In the other half of the bracket, Pope and Roswell met in the semifinals, with the Lady Greyhounds winning easily.

“Coaches got to see what they wanted to see, as far as early season, and what they needed to work on,” Sequoyah coach John Edwards said. “I think it was good for everybody.”

Edwards said his team still has a few kinks to work out, but he was pleased with the third-place finish.

“There are some little things that we need to work on, but it’s early in the season,” he said. “I was pleased with our effort. We haven’t always had that at our first game. We did a lot of things I didn’t think we would be able to do yet, so I’m pretty excited about getting back in the gym and practicing every day to continue to get better.”

From the start, Edwards felt Sequoyah had a chance to be the team to advance from its pool and into the semifinals.

“You just never know how good other teams are going to be,” he said. “We played really well. I give it to South Forsyth, who ended up winning it. To be able to play close to a team that wins it all, you have to take something away from that.”

Creekview, which hosted the final matches for the silver bracket, played its way into the gold bracket, but lost in the first round.

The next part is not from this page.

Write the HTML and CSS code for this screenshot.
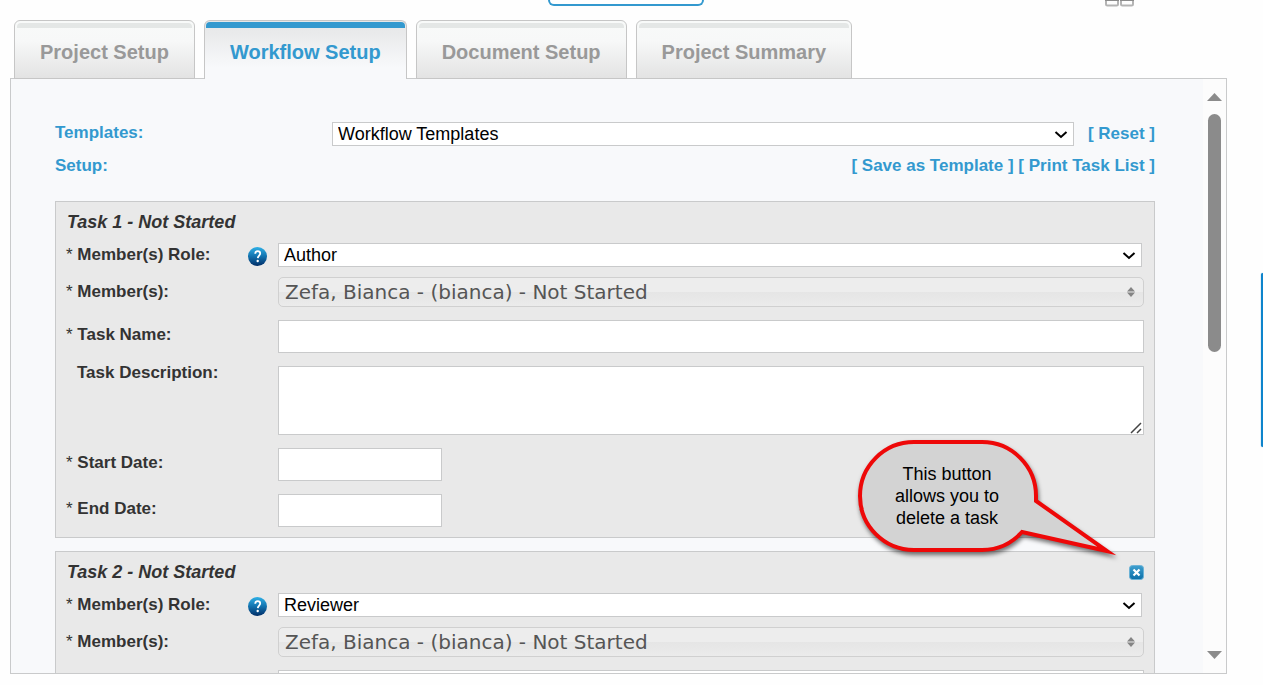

The Lady Grizzlies, who went 1-1 on Friday night, rebounded with a 25-14, 25-15 victory over Marietta on Saturday morning to wrap up pool play.

They also met up with South Forsyth and were swept in the first round of the gold bracket. Creekview fell into the consolation match and faced Sonoraville, only to lose to the Lady Phoenix.

Creekview was led by Lori Estes, who recorded 38 assists and seven digs in six matches. Kayley Edgar added 10 kills, 14 digs and five blocks. Katie Creger led the team with 12 blocks.

Creekview coach Abigail Jackson said it was more satisfying to play in the gold bracket and lose than it would have been with the chance to win the silver bracket.

“We like winning,” Jackson said. “You play better competition in the gold bracket, so obviously we wouldn’t trade losing a couple of games in the gold bracket for a championship in the silver bracket.”

One of Creekview’s starters suffered what could be a season-ending injury in the first set of the tournament. From there, Jackson said there was some rearranging of the lineup.

“We had to make some adjustments very quickly,” she said. “Some people who hadn’t been in the starting lineup in practice had to step up and play after that, and I don’t think they were quite as prepared as they thought they were.”

Now, Jackson said it will all about getting the remaining players to jell.

“Being the first tournament and getting out there to play after being away from each other for about nine months, we are still seeing what develops,” she said.